Work to do:
Check every line of the material below for the string "page", and return the ones that have it.

------ Records for processing

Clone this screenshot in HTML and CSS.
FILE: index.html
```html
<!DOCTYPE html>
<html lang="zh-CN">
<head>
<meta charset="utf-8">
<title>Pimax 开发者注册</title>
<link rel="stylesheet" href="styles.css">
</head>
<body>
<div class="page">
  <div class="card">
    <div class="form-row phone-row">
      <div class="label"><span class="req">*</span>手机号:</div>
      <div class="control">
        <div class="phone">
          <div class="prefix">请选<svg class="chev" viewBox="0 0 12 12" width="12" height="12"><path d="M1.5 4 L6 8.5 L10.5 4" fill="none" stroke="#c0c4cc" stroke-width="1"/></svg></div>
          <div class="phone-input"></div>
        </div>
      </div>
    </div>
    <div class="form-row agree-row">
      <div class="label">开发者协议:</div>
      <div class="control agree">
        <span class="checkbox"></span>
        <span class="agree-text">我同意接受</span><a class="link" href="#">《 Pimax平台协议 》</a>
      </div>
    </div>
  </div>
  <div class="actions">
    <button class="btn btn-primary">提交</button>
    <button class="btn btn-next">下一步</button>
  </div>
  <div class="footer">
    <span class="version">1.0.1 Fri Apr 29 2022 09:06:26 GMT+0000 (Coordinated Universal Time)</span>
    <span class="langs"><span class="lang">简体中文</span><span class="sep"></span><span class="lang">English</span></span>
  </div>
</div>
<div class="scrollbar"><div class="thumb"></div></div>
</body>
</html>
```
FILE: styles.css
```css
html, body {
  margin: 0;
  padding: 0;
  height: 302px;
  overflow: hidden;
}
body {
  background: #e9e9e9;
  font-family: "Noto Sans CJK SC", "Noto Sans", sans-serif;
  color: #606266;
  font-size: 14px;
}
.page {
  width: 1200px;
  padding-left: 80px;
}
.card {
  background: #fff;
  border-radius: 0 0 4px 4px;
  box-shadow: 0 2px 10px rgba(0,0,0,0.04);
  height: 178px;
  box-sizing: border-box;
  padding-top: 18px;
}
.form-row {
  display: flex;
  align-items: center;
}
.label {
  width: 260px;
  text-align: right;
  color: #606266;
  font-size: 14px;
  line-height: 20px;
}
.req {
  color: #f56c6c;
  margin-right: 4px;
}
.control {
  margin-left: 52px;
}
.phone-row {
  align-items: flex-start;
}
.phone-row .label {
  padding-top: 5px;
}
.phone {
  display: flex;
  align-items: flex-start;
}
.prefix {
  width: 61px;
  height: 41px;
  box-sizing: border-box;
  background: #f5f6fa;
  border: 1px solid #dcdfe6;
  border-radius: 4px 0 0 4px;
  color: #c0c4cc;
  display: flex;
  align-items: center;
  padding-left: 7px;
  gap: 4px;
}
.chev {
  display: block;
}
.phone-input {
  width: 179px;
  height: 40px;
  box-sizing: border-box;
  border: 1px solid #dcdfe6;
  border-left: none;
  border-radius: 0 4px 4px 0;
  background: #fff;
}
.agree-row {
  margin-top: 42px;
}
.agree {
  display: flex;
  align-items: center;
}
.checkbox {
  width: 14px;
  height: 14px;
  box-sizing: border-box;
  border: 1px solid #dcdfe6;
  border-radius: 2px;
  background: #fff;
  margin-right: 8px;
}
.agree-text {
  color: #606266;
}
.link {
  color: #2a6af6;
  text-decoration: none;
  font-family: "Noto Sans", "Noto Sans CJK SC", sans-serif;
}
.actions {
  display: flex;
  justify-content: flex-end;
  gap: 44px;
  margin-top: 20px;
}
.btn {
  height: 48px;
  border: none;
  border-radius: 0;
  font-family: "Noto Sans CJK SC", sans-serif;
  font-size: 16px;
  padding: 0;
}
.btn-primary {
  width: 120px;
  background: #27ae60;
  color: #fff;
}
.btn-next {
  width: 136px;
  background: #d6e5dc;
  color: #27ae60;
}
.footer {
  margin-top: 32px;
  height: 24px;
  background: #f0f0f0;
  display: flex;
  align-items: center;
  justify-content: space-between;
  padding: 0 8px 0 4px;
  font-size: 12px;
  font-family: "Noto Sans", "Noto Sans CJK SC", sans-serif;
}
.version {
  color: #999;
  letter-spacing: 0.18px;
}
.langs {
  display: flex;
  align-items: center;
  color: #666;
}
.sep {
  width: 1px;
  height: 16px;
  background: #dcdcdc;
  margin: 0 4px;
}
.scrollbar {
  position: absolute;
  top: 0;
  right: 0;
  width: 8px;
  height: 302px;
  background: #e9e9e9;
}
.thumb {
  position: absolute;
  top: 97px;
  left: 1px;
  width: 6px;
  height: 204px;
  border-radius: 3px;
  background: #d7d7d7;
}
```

------------
------ Records for processing

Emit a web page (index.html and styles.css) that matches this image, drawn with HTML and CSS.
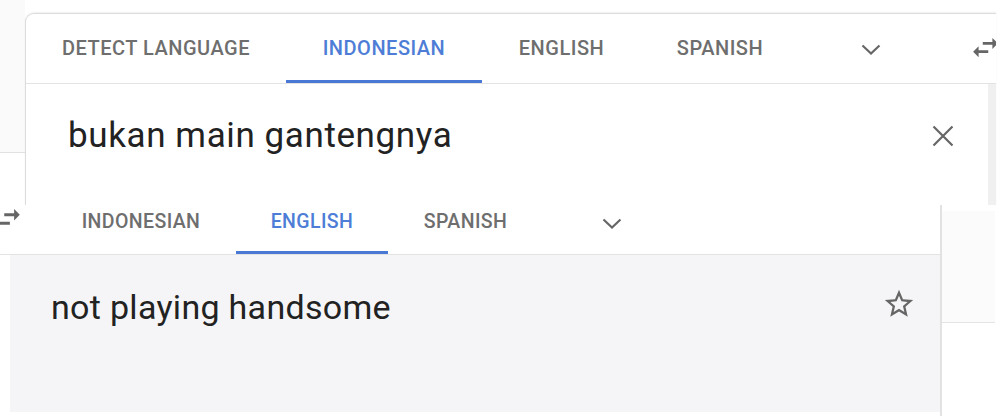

------------

Task result:
<div class="page">
.page {
Emit a web page (index.html and styles.css) that matches this image, drawn with HTML and CSS.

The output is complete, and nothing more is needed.